GOAL OF THE EXERCISE:
Look at the data below and print exactly the lines from its first line through the line with "rounded-[6px] border border-[#e6dfc9]"; the pictures stay out of the copy.

Extracted data entries
┄┄┄┄┄┄┄┄┄┄┄┄┄┄┄┄┄┄┄┄
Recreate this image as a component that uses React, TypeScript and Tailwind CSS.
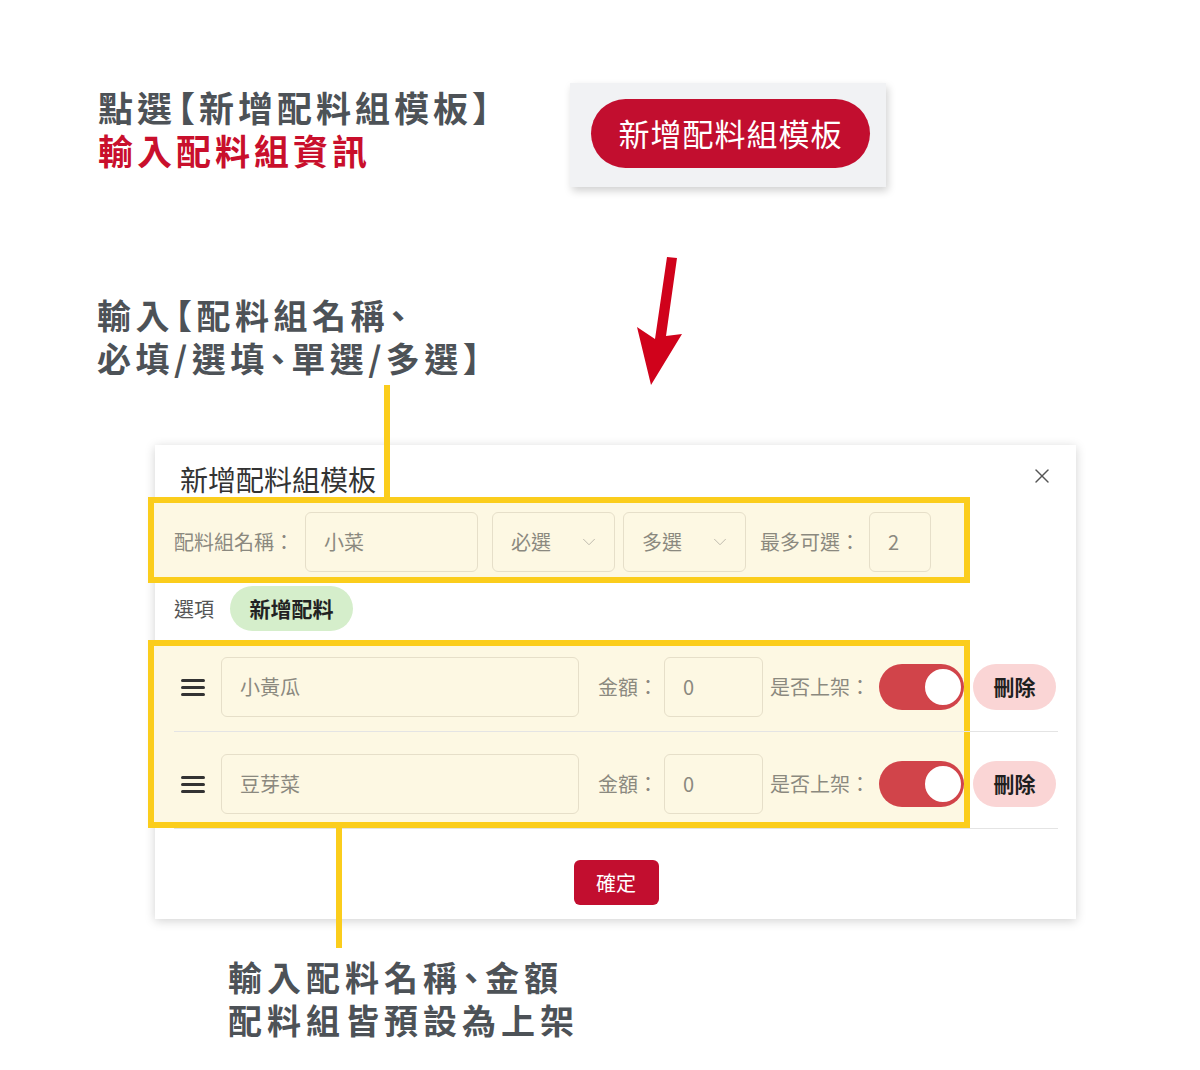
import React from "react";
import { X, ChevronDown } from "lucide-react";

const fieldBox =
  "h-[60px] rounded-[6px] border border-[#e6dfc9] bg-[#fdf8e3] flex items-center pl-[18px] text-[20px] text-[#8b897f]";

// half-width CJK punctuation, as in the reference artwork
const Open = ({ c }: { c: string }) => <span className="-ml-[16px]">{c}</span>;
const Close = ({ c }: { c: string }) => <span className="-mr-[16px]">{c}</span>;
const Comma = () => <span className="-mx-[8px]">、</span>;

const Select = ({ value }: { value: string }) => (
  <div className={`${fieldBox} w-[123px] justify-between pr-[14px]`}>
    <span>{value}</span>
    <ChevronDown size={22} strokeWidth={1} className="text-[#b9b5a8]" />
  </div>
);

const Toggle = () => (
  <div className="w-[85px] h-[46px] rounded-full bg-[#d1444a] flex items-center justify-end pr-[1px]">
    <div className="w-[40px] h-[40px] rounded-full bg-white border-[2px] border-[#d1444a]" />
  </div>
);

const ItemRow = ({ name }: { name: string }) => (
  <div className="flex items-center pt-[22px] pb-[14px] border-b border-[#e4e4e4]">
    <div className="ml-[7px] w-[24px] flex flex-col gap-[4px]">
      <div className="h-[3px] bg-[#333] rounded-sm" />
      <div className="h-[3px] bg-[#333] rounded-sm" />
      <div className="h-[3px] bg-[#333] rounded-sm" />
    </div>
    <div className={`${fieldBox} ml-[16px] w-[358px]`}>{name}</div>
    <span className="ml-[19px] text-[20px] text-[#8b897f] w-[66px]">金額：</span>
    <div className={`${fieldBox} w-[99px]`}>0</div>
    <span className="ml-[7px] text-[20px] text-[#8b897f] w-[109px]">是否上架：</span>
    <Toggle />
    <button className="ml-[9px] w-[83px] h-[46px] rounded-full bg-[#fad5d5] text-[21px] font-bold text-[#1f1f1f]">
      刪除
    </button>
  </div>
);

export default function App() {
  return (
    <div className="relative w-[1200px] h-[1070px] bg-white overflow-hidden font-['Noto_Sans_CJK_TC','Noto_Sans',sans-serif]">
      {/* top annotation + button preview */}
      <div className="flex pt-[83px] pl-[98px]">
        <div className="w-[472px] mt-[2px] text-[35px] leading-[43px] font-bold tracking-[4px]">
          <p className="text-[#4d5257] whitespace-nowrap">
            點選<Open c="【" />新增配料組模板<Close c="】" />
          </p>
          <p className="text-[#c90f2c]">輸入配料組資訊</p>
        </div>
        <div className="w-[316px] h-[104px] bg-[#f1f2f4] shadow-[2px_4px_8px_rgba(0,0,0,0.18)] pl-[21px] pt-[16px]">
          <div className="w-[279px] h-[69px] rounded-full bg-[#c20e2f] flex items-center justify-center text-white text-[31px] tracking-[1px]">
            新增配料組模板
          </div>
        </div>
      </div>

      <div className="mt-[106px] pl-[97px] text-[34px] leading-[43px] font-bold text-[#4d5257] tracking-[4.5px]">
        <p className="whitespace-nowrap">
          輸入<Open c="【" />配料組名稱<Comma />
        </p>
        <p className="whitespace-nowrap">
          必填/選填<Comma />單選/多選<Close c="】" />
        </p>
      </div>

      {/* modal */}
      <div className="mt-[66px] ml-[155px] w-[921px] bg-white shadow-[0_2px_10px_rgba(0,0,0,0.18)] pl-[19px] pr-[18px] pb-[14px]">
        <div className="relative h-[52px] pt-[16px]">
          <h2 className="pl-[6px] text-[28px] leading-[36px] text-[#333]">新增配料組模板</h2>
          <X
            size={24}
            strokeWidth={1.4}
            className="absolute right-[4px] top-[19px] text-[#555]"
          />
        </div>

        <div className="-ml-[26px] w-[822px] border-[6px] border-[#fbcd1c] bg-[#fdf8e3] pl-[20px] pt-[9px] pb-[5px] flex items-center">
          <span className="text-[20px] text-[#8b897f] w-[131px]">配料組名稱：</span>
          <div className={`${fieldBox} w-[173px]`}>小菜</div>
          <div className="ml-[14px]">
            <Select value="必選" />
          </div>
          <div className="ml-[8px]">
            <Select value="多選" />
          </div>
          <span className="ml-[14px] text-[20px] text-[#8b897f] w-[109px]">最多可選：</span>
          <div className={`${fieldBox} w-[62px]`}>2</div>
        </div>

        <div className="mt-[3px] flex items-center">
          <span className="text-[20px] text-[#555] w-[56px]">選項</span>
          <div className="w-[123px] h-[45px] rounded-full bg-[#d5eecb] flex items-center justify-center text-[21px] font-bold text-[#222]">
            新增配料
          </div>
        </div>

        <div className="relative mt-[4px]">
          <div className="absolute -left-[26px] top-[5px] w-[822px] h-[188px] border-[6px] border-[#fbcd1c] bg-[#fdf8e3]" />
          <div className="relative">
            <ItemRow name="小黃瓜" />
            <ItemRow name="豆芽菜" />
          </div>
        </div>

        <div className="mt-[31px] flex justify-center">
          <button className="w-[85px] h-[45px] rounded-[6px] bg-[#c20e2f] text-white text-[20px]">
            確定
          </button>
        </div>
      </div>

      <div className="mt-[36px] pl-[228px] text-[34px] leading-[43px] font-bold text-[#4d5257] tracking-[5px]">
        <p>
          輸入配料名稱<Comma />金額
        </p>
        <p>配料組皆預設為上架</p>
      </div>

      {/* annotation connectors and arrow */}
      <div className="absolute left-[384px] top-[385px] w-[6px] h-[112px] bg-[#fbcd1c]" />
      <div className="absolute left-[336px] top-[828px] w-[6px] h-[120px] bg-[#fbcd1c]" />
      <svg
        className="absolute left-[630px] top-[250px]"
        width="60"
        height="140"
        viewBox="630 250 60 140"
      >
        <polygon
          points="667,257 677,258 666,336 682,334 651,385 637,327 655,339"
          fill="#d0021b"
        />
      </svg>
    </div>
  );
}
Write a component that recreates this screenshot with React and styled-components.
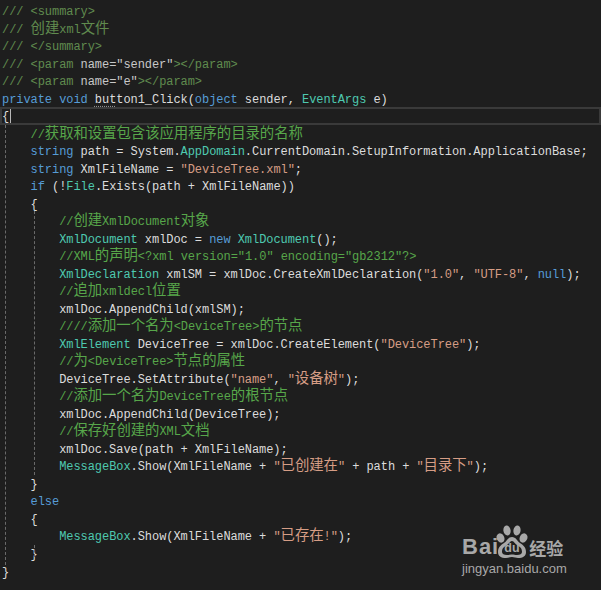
┄┄┄┄┄┄┄┄┄┄┄┄┄┄┄┄┄┄┄┄
THE REPLY:
Recreate this image as a component that uses React, TypeScript and Tailwind CSS.
import React from "react";
import { X, ChevronDown } from "lucide-react";

const fieldBox =
  "h-[60px] rounded-[6px] border border-[#e6dfc9] bg-[#fdf8e3] flex items-center pl-[18px] text-[20px] text-[#8b897f]";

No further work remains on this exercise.